The leaders of the Jesuit resistance movement were Fr. Pierre Chaillet and Henri de Lubac, professor of theology at the University of Lyons. De Lubac would be raised to the purple by Bl. John Paul II. Together, they founded Les Cahiers du Témoignage in which they outlined a principled, theological opposition against Nazism, much along the lines of Pius XII’s own thinking. Chaillet was a particularly strong supporter of General de Gaulle, almost from the day that the leader of the Free French made his famous radio broadcast from London. In the Cahiers, he would write: “As the French and as Christians we oppose Hitler and fight the fight”. Many of those involved in the Cahiers paid with their lives, often caught and executed by fellow French Catholics who passionately believed that Vichy France was true to Catholic teaching, just as the Jesuits in Lyons passionately believed that neo-pagan Nazism was an affront to Catholicism.

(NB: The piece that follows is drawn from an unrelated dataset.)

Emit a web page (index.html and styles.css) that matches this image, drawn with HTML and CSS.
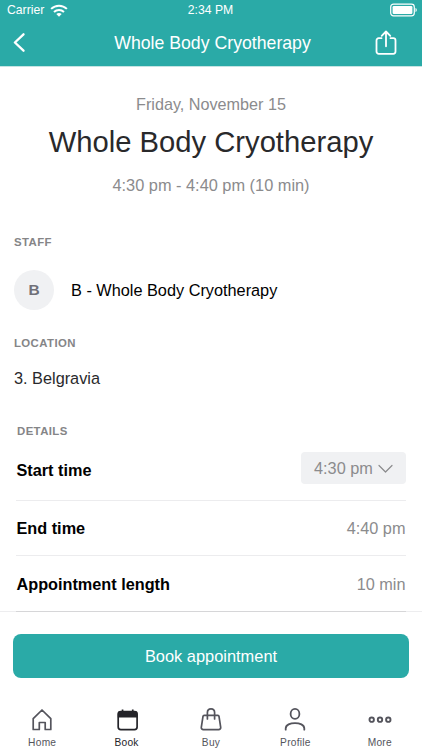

As in all the countries that we have examined to date, French Catholicism reacted in a variety of ways to the Nazis. Some allowed their hatred of the Third Republic and their love for a French Church to overcome the scruples of the Gospels; others were so scared of Communism that they were blind to the dangers of Nazism. Others again stayed close to Christ’s message, and loyal to the Ultramontane tradition that had dominated sections of French Catholic life for a century. All these motives were grafted on the bitter experiences and divisions of Catholic France in the century-and-a-half since the Revolution.